GIVEN DATA ->
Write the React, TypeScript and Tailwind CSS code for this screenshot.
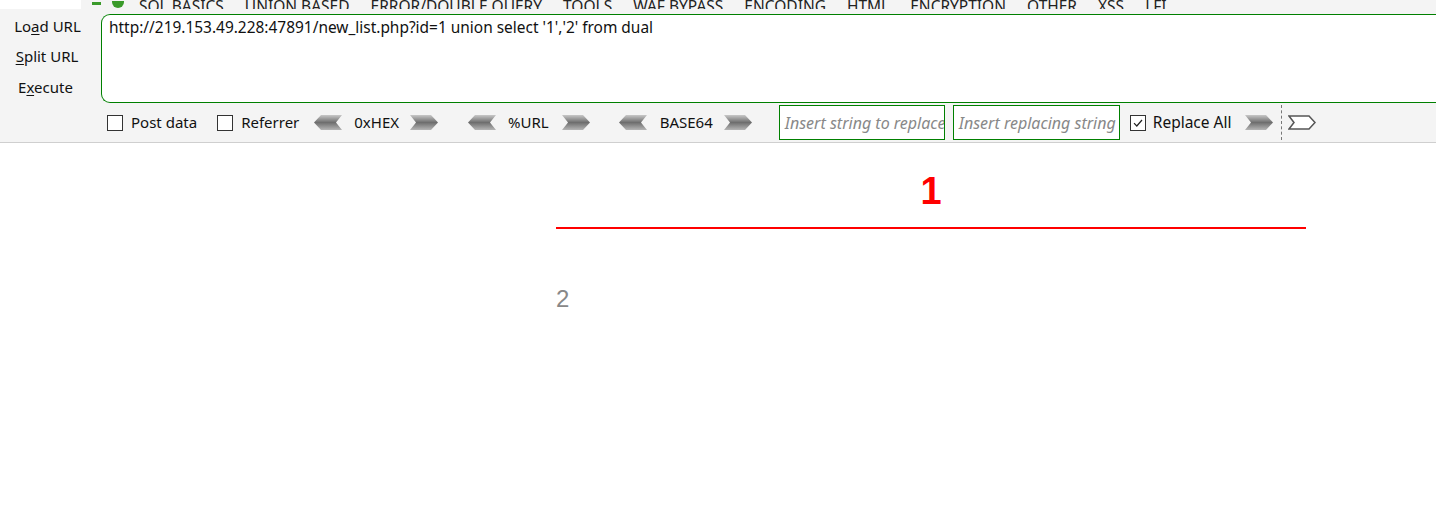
import React from "react";

const font = { fontFamily: '"Noto Sans", "Open Sans", sans-serif' };

function LeftArrow() {
  return (
    <svg width="28" height="15" viewBox="0 0 28 15">
      <defs>
        <linearGradient id="ga" x1="0" y1="0" x2="0" y2="1">
          <stop offset="0" stopColor="#c8c8c8" />
          <stop offset="0.5" stopColor="#6e6e6e" />
          <stop offset="1" stopColor="#b5b5b5" />
        </linearGradient>
      </defs>
      <polygon points="0,7.5 7,0 28,0 22,7.5 28,15 7,15" fill="url(#ga)" />
    </svg>
  );
}

function RightArrow({ outline = false }: { outline?: boolean }) {
  return (
    <svg width="28" height="15" viewBox="0 0 28 15">
      <defs>
        <linearGradient id="gb" x1="0" y1="0" x2="0" y2="1">
          <stop offset="0" stopColor="#c8c8c8" />
          <stop offset="0.5" stopColor="#6e6e6e" />
          <stop offset="1" stopColor="#b5b5b5" />
        </linearGradient>
      </defs>
      {outline ? (
        <polygon
          points="1,1 21,1 27,7.5 21,14 1,14 6,7.5"
          fill="#fff"
          stroke="#555"
          strokeWidth="1.5"
        />
      ) : (
        <polygon points="0,0 21,0 28,7.5 21,15 0,15 6,7.5" fill="url(#gb)" />
      )}
    </svg>
  );
}

function Box({ checked = false }: { checked?: boolean }) {
  return (
    <span className="w-4 h-4 border border-[#333] bg-white flex items-center justify-center shrink-0">
      {checked && (
        <svg width="12" height="12" viewBox="0 0 12 12">
          <path d="M2 6.2 L4.8 9 L10 3" fill="none" stroke="#222" strokeWidth="1.2" />
        </svg>
      )}
    </span>
  );
}

const menu = [
  "SQL BASICS",
  "UNION BASED",
  "ERROR/DOUBLE QUERY",
  "TOOLS",
  "WAF BYPASS",
  "ENCODING",
  "HTML",
  "ENCRYPTION",
  "OTHER",
  "XSS",
  "LFI",
];

export default function App() {
  return (
    <div className="w-[1436px] h-[507px] bg-white overflow-hidden text-[#111]" style={font}>
      {/* Toolbar */}
      <div className="bg-[#f4f4f4] border-b border-[#cfcfcf]">
        {/* Menu strip, cut off at the top */}
        <div className="h-[9px] overflow-hidden flex items-end">
          <div className="w-[81px] h-[9px] bg-white" />
          <div className="flex items-end h-[9px] ml-[11px] gap-[8px]">
            <span className="w-[9px] h-[3px] bg-[#3a9a2a] mb-[4px]" />
            <span className="w-[12px] h-[7px] bg-[#3a9a2a] rounded-b-full mb-[1px] ml-[3px]" />
          </div>
          <div className="flex gap-[21px] ml-[15px] text-[15.5px] leading-[20px] -mb-[7px] text-[#222] whitespace-nowrap">
            {menu.map((m) => (
              <span key={m}>{m}</span>
            ))}
          </div>
        </div>

        <div className="flex">
          {/* Left buttons */}
          <div className="w-[94px] flex flex-col items-center pt-[7px] text-[15px] leading-[20px] shrink-0">
            <span className="h-[30px] pl-[1px]">
              Lo<span className="underline underline-offset-2">a</span>d URL
            </span>
            <span className="h-[31px]">
              <span className="underline underline-offset-2">S</span>plit URL
            </span>
            <span className="-ml-[3px]">
              E<span className="underline underline-offset-2">x</span>ecute
            </span>
          </div>

          {/* URL box */}
          <div className="ml-[7px] mt-[5px] h-[89px] flex-1 bg-white border border-r-0 border-[#008000] rounded-l-[9px] px-[7px] pt-[2px] text-[15.45px] leading-[20px] whitespace-nowrap">
            http://219.153.49.228:47891/new_list.php?id=1 union select '1','2' from dual
          </div>
        </div>

        {/* Bottom row */}
        <div className="flex items-center h-[39px] pl-[107px] text-[15px]">
          <Box />
          <span className="ml-[8px]">Post data</span>
          <span className="ml-[20px]"><Box /></span>
          <span className="ml-[8px]">Referrer</span>
          <span className="ml-[15px]"><LeftArrow /></span>
          <span className="ml-[12px]">0xHEX</span>
          <span className="ml-[11px]"><RightArrow /></span>
          <span className="ml-[30px]"><LeftArrow /></span>
          <span className="ml-[12px]">%URL</span>
          <span className="ml-[13px]"><RightArrow /></span>
          <span className="ml-[29px]"><LeftArrow /></span>
          <span className="ml-[13px]">BASE64</span>
          <span className="ml-[11px]"><RightArrow /></span>
          <div className="ml-[27px] w-[166px] h-[35px] border border-[#008000] bg-white flex items-center pl-[5px] italic text-[16px] text-[#888] whitespace-nowrap overflow-hidden">
            Insert string to replace
          </div>
          <div className="ml-[8px] w-[167px] h-[35px] border border-[#008000] bg-white flex items-center pl-[5px] italic text-[16px] text-[#888] whitespace-nowrap overflow-hidden">
            Insert replacing string
          </div>
          <span className="ml-[10px]"><Box checked /></span>
          <span className="ml-[7px] text-[15.5px]">Replace All</span>
          <span className="ml-[14px]"><RightArrow /></span>
          <span className="ml-[8px] h-[35px] border-l border-dashed border-[#777]" />
          <span className="ml-[6px]"><RightArrow outline /></span>
        </div>
      </div>

      {/* Page body */}
      <div className="ml-[556px] w-[750px] pt-[26px]">
        <div
          className="text-center text-[38px] leading-[44px] font-bold text-[#ff0000]"
          style={{ fontFamily: '"Liberation Sans", Arial, sans-serif' }}
        >
          1
        </div>
        <div className="mt-[14px] h-[2px] bg-[#ff0000]" />
        <div
          className="mt-[56px] text-[24px] leading-[28px] text-[#888]"
          style={{ fontFamily: '"Liberation Sans", Arial, sans-serif' }}
        >
          2
        </div>
      </div>
    </div>
  );
}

EXERCISE BRIEF -> Print each line of the material above exactly, with the pictures removed from your copy.

SOLUTION TO THE PROBLEM ->
Write the React, TypeScript and Tailwind CSS code for this screenshot.
import React from "react";

const font = { fontFamily: '"Noto Sans", "Open Sans", sans-serif' };

function LeftArrow() {
  return (
    <svg width="28" height="15" viewBox="0 0 28 15">
      <defs>
        <linearGradient id="ga" x1="0" y1="0" x2="0" y2="1">
          <stop offset="0" stopColor="#c8c8c8" />
          <stop offset="0.5" stopColor="#6e6e6e" />
          <stop offset="1" stopColor="#b5b5b5" />
        </linearGradient>
      </defs>
      <polygon points="0,7.5 7,0 28,0 22,7.5 28,15 7,15" fill="url(#ga)" />
    </svg>
  );
}

function RightArrow({ outline = false }: { outline?: boolean }) {
  return (
    <svg width="28" height="15" viewBox="0 0 28 15">
      <defs>
        <linearGradient id="gb" x1="0" y1="0" x2="0" y2="1">
          <stop offset="0" stopColor="#c8c8c8" />
          <stop offset="0.5" stopColor="#6e6e6e" />
          <stop offset="1" stopColor="#b5b5b5" />
        </linearGradient>
      </defs>
      {outline ? (
        <polygon
          points="1,1 21,1 27,7.5 21,14 1,14 6,7.5"
          fill="#fff"
          stroke="#555"
          strokeWidth="1.5"
        />
      ) : (
        <polygon points="0,0 21,0 28,7.5 21,15 0,15 6,7.5" fill="url(#gb)" />
      )}
    </svg>
  );
}

function Box({ checked = false }: { checked?: boolean }) {
  return (
    <span className="w-4 h-4 border border-[#333] bg-white flex items-center justify-center shrink-0">
      {checked && (
        <svg width="12" height="12" viewBox="0 0 12 12">
          <path d="M2 6.2 L4.8 9 L10 3" fill="none" stroke="#222" strokeWidth="1.2" />
        </svg>
      )}
    </span>
  );
}

const menu = [
  "SQL BASICS",
  "UNION BASED",
  "ERROR/DOUBLE QUERY",
  "TOOLS",
  "WAF BYPASS",
  "ENCODING",
  "HTML",
  "ENCRYPTION",
  "OTHER",
  "XSS",
  "LFI",
];

export default function App() {
  return (
    <div className="w-[1436px] h-[507px] bg-white overflow-hidden text-[#111]" style={font}>
      {/* Toolbar */}
      <div className="bg-[#f4f4f4] border-b border-[#cfcfcf]">
        {/* Menu strip, cut off at the top */}
        <div className="h-[9px] overflow-hidden flex items-end">
          <div className="w-[81px] h-[9px] bg-white" />
          <div className="flex items-end h-[9px] ml-[11px] gap-[8px]">
            <span className="w-[9px] h-[3px] bg-[#3a9a2a] mb-[4px]" />
            <span className="w-[12px] h-[7px] bg-[#3a9a2a] rounded-b-full mb-[1px] ml-[3px]" />
          </div>
          <div className="flex gap-[21px] ml-[15px] text-[15.5px] leading-[20px] -mb-[7px] text-[#222] whitespace-nowrap">
            {menu.map((m) => (
              <span key={m}>{m}</span>
            ))}
          </div>
        </div>

        <div className="flex">
          {/* Left buttons */}
          <div className="w-[94px] flex flex-col items-center pt-[7px] text-[15px] leading-[20px] shrink-0">
            <span className="h-[30px] pl-[1px]">
              Lo<span className="underline underline-offset-2">a</span>d URL
            </span>
            <span className="h-[31px]">
              <span className="underline underline-offset-2">S</span>plit URL
            </span>
            <span className="-ml-[3px]">
              E<span className="underline underline-offset-2">x</span>ecute
            </span>
          </div>

          {/* URL box */}
          <div className="ml-[7px] mt-[5px] h-[89px] flex-1 bg-white border border-r-0 border-[#008000] rounded-l-[9px] px-[7px] pt-[2px] text-[15.45px] leading-[20px] whitespace-nowrap">
            http://219.153.49.228:47891/new_list.php?id=1 union select '1','2' from dual
          </div>
        </div>

        {/* Bottom row */}
        <div className="flex items-center h-[39px] pl-[107px] text-[15px]">
          <Box />
          <span className="ml-[8px]">Post data</span>
          <span className="ml-[20px]"><Box /></span>
          <span className="ml-[8px]">Referrer</span>
          <span className="ml-[15px]"><LeftArrow /></span>
          <span className="ml-[12px]">0xHEX</span>
          <span className="ml-[11px]"><RightArrow /></span>
          <span className="ml-[30px]"><LeftArrow /></span>
          <span className="ml-[12px]">%URL</span>
          <span className="ml-[13px]"><RightArrow /></span>
          <span className="ml-[29px]"><LeftArrow /></span>
          <span className="ml-[13px]">BASE64</span>
          <span className="ml-[11px]"><RightArrow /></span>
          <div className="ml-[27px] w-[166px] h-[35px] border border-[#008000] bg-white flex items-center pl-[5px] italic text-[16px] text-[#888] whitespace-nowrap overflow-hidden">
            Insert string to replace
          </div>
          <div className="ml-[8px] w-[167px] h-[35px] border border-[#008000] bg-white flex items-center pl-[5px] italic text-[16px] text-[#888] whitespace-nowrap overflow-hidden">
            Insert replacing string
          </div>
          <span className="ml-[10px]"><Box checked /></span>
          <span className="ml-[7px] text-[15.5px]">Replace All</span>
          <span className="ml-[14px]"><RightArrow /></span>
          <span className="ml-[8px] h-[35px] border-l border-dashed border-[#777]" />
          <span className="ml-[6px]"><RightArrow outline /></span>
        </div>
      </div>

      {/* Page body */}
      <div className="ml-[556px] w-[750px] pt-[26px]">
        <div
          className="text-center text-[38px] leading-[44px] font-bold text-[#ff0000]"
          style={{ fontFamily: '"Liberation Sans", Arial, sans-serif' }}
        >
          1
        </div>
        <div className="mt-[14px] h-[2px] bg-[#ff0000]" />
        <div
          className="mt-[56px] text-[24px] leading-[28px] text-[#888]"
          style={{ fontFamily: '"Liberation Sans", Arial, sans-serif' }}
        >
          2
        </div>
      </div>
    </div>
  );
}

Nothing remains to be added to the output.